What you need to do -> Produce an exact copy of all the data below, dropping every image.

Source excerpt ->
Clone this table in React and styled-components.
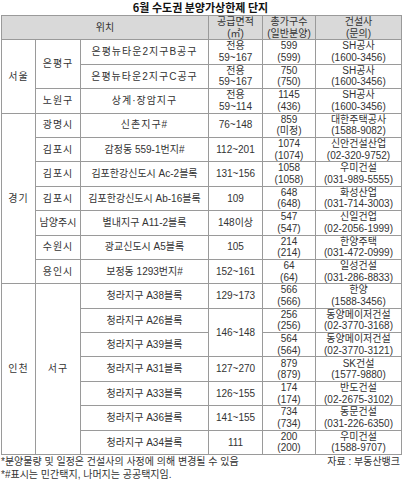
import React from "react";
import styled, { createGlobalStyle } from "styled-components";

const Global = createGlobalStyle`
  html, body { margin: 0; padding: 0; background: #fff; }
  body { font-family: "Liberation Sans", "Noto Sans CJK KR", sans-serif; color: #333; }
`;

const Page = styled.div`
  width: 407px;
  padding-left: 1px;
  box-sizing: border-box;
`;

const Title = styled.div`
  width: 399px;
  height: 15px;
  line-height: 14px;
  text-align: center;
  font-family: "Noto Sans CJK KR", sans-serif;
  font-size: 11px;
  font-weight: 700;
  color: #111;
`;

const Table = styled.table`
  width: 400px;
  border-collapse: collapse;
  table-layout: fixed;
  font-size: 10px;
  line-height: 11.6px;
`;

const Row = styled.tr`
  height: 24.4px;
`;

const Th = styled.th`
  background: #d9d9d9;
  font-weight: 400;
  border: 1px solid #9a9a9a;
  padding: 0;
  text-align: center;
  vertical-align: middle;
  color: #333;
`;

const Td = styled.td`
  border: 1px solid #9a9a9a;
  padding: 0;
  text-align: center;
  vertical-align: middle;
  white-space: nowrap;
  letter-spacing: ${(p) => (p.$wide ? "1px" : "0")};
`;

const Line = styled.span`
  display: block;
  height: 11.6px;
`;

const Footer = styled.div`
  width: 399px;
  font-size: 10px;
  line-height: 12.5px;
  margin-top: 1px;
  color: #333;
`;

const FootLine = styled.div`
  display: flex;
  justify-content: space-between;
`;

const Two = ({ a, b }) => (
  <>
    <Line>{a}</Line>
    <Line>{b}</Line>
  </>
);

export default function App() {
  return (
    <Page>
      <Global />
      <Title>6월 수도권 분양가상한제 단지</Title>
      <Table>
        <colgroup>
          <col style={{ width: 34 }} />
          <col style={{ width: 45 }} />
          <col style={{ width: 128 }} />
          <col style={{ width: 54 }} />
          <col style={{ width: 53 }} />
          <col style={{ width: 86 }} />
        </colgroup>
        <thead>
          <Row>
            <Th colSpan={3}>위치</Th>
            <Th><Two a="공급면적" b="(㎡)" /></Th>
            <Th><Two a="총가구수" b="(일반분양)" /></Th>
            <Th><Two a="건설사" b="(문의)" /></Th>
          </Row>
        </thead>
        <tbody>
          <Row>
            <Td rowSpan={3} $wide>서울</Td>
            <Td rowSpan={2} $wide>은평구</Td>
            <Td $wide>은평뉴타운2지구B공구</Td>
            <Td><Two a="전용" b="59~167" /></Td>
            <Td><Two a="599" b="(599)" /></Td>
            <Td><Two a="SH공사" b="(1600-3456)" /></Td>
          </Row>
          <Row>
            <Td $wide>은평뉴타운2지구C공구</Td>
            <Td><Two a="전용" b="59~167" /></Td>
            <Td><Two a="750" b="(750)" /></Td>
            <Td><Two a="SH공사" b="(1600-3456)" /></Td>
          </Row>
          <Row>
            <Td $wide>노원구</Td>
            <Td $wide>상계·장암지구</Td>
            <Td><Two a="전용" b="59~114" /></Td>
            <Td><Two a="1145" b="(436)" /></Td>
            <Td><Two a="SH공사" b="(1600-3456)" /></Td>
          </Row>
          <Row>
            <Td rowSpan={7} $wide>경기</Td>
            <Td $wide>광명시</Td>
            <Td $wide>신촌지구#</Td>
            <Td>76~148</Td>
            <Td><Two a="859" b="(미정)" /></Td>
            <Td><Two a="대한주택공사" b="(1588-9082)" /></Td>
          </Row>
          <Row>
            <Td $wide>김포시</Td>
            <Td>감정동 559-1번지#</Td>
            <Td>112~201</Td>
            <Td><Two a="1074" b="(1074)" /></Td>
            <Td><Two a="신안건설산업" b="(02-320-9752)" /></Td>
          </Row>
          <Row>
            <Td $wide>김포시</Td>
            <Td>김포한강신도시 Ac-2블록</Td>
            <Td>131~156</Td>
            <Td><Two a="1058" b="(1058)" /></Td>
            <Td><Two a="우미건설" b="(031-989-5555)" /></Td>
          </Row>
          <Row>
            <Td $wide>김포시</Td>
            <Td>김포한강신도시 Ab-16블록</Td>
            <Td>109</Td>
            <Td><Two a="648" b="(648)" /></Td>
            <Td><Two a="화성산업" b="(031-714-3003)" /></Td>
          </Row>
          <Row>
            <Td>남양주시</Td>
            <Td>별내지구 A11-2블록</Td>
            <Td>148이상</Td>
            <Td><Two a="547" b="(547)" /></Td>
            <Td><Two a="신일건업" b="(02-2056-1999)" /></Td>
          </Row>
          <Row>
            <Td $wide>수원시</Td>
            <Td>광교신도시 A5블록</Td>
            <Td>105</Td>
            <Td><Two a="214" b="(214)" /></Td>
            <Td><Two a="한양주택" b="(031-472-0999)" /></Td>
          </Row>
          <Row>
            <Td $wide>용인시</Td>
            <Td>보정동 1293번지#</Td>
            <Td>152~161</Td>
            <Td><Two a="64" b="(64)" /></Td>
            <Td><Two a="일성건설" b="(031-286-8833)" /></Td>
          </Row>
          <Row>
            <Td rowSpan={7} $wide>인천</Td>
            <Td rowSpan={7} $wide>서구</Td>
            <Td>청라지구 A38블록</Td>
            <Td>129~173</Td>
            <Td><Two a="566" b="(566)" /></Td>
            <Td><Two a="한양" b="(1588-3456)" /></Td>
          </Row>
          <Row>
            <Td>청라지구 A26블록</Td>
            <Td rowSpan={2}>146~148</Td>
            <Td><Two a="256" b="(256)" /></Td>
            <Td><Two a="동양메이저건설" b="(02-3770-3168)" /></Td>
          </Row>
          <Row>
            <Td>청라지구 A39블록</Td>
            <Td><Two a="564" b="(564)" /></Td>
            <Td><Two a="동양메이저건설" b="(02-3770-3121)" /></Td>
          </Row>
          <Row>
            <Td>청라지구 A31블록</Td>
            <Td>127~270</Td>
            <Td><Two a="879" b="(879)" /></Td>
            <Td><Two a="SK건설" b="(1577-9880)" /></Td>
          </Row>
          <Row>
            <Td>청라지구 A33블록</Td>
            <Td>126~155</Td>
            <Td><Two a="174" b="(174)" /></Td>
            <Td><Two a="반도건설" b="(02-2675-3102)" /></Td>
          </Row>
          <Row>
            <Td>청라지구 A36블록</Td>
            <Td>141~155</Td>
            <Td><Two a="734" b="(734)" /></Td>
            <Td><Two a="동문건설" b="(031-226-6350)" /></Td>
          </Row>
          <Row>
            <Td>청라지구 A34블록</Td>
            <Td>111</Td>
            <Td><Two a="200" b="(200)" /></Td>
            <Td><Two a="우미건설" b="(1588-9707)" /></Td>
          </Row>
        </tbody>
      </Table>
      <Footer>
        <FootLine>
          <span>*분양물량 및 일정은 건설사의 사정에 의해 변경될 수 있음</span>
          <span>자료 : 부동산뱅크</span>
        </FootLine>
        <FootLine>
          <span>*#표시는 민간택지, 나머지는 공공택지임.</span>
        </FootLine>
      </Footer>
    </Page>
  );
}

Solution below ->
Clone this table in React and styled-components.
import React from "react";
import styled, { createGlobalStyle } from "styled-components";

const Global = createGlobalStyle`
  html, body { margin: 0; padding: 0; background: #fff; }
  body { font-family: "Liberation Sans", "Noto Sans CJK KR", sans-serif; color: #333; }
`;

const Page = styled.div`
  width: 407px;
  padding-left: 1px;
  box-sizing: border-box;
`;

const Title = styled.div`
  width: 399px;
  height: 15px;
  line-height: 14px;
  text-align: center;
  font-family: "Noto Sans CJK KR", sans-serif;
  font-size: 11px;
  font-weight: 700;
  color: #111;
`;

const Table = styled.table`
  width: 400px;
  border-collapse: collapse;
  table-layout: fixed;
  font-size: 10px;
  line-height: 11.6px;
`;

const Row = styled.tr`
  height: 24.4px;
`;

const Th = styled.th`
  background: #d9d9d9;
  font-weight: 400;
  border: 1px solid #9a9a9a;
  padding: 0;
  text-align: center;
  vertical-align: middle;
  color: #333;
`;

const Td = styled.td`
  border: 1px solid #9a9a9a;
  padding: 0;
  text-align: center;
  vertical-align: middle;
  white-space: nowrap;
  letter-spacing: ${(p) => (p.$wide ? "1px" : "0")};
`;

const Line = styled.span`
  display: block;
  height: 11.6px;
`;

const Footer = styled.div`
  width: 399px;
  font-size: 10px;
  line-height: 12.5px;
  margin-top: 1px;
  color: #333;
`;

const FootLine = styled.div`
  display: flex;
  justify-content: space-between;
`;

const Two = ({ a, b }) => (
  <>
    <Line>{a}</Line>
    <Line>{b}</Line>
  </>
);

export default function App() {
  return (
    <Page>
      <Global />
      <Title>6월 수도권 분양가상한제 단지</Title>
      <Table>
        <colgroup>
          <col style={{ width: 34 }} />
          <col style={{ width: 45 }} />
          <col style={{ width: 128 }} />
          <col style={{ width: 54 }} />
          <col style={{ width: 53 }} />
          <col style={{ width: 86 }} />
        </colgroup>
        <thead>
          <Row>
            <Th colSpan={3}>위치</Th>
            <Th><Two a="공급면적" b="(㎡)" /></Th>
            <Th><Two a="총가구수" b="(일반분양)" /></Th>
            <Th><Two a="건설사" b="(문의)" /></Th>
          </Row>
        </thead>
        <tbody>
          <Row>
            <Td rowSpan={3} $wide>서울</Td>
            <Td rowSpan={2} $wide>은평구</Td>
            <Td $wide>은평뉴타운2지구B공구</Td>
            <Td><Two a="전용" b="59~167" /></Td>
            <Td><Two a="599" b="(599)" /></Td>
            <Td><Two a="SH공사" b="(1600-3456)" /></Td>
          </Row>
          <Row>
            <Td $wide>은평뉴타운2지구C공구</Td>
            <Td><Two a="전용" b="59~167" /></Td>
            <Td><Two a="750" b="(750)" /></Td>
            <Td><Two a="SH공사" b="(1600-3456)" /></Td>
          </Row>
          <Row>
            <Td $wide>노원구</Td>
            <Td $wide>상계·장암지구</Td>
            <Td><Two a="전용" b="59~114" /></Td>
            <Td><Two a="1145" b="(436)" /></Td>
            <Td><Two a="SH공사" b="(1600-3456)" /></Td>
          </Row>
          <Row>
            <Td rowSpan={7} $wide>경기</Td>
            <Td $wide>광명시</Td>
            <Td $wide>신촌지구#</Td>
            <Td>76~148</Td>
            <Td><Two a="859" b="(미정)" /></Td>
            <Td><Two a="대한주택공사" b="(1588-9082)" /></Td>
          </Row>
          <Row>
            <Td $wide>김포시</Td>
            <Td>감정동 559-1번지#</Td>
            <Td>112~201</Td>
            <Td><Two a="1074" b="(1074)" /></Td>
            <Td><Two a="신안건설산업" b="(02-320-9752)" /></Td>
          </Row>
          <Row>
            <Td $wide>김포시</Td>
            <Td>김포한강신도시 Ac-2블록</Td>
            <Td>131~156</Td>
            <Td><Two a="1058" b="(1058)" /></Td>
            <Td><Two a="우미건설" b="(031-989-5555)" /></Td>
          </Row>
          <Row>
            <Td $wide>김포시</Td>
            <Td>김포한강신도시 Ab-16블록</Td>
            <Td>109</Td>
            <Td><Two a="648" b="(648)" /></Td>
            <Td><Two a="화성산업" b="(031-714-3003)" /></Td>
          </Row>
          <Row>
            <Td>남양주시</Td>
            <Td>별내지구 A11-2블록</Td>
            <Td>148이상</Td>
            <Td><Two a="547" b="(547)" /></Td>
            <Td><Two a="신일건업" b="(02-2056-1999)" /></Td>
          </Row>
          <Row>
            <Td $wide>수원시</Td>
            <Td>광교신도시 A5블록</Td>
            <Td>105</Td>
            <Td><Two a="214" b="(214)" /></Td>
            <Td><Two a="한양주택" b="(031-472-0999)" /></Td>
          </Row>
          <Row>
            <Td $wide>용인시</Td>
            <Td>보정동 1293번지#</Td>
            <Td>152~161</Td>
            <Td><Two a="64" b="(64)" /></Td>
            <Td><Two a="일성건설" b="(031-286-8833)" /></Td>
          </Row>
          <Row>
            <Td rowSpan={7} $wide>인천</Td>
            <Td rowSpan={7} $wide>서구</Td>
            <Td>청라지구 A38블록</Td>
            <Td>129~173</Td>
            <Td><Two a="566" b="(566)" /></Td>
            <Td><Two a="한양" b="(1588-3456)" /></Td>
          </Row>
          <Row>
            <Td>청라지구 A26블록</Td>
            <Td rowSpan={2}>146~148</Td>
            <Td><Two a="256" b="(256)" /></Td>
            <Td><Two a="동양메이저건설" b="(02-3770-3168)" /></Td>
          </Row>
          <Row>
            <Td>청라지구 A39블록</Td>
            <Td><Two a="564" b="(564)" /></Td>
            <Td><Two a="동양메이저건설" b="(02-3770-3121)" /></Td>
          </Row>
          <Row>
            <Td>청라지구 A31블록</Td>
            <Td>127~270</Td>
            <Td><Two a="879" b="(879)" /></Td>
            <Td><Two a="SK건설" b="(1577-9880)" /></Td>
          </Row>
          <Row>
            <Td>청라지구 A33블록</Td>
            <Td>126~155</Td>
            <Td><Two a="174" b="(174)" /></Td>
            <Td><Two a="반도건설" b="(02-2675-3102)" /></Td>
          </Row>
          <Row>
            <Td>청라지구 A36블록</Td>
            <Td>141~155</Td>
            <Td><Two a="734" b="(734)" /></Td>
            <Td><Two a="동문건설" b="(031-226-6350)" /></Td>
          </Row>
          <Row>
            <Td>청라지구 A34블록</Td>
            <Td>111</Td>
            <Td><Two a="200" b="(200)" /></Td>
            <Td><Two a="우미건설" b="(1588-9707)" /></Td>
          </Row>
        </tbody>
      </Table>
      <Footer>
        <FootLine>
          <span>*분양물량 및 일정은 건설사의 사정에 의해 변경될 수 있음</span>
          <span>자료 : 부동산뱅크</span>
        </FootLine>
        <FootLine>
          <span>*#표시는 민간택지, 나머지는 공공택지임.</span>
        </FootLine>
      </Footer>
    </Page>
  );
}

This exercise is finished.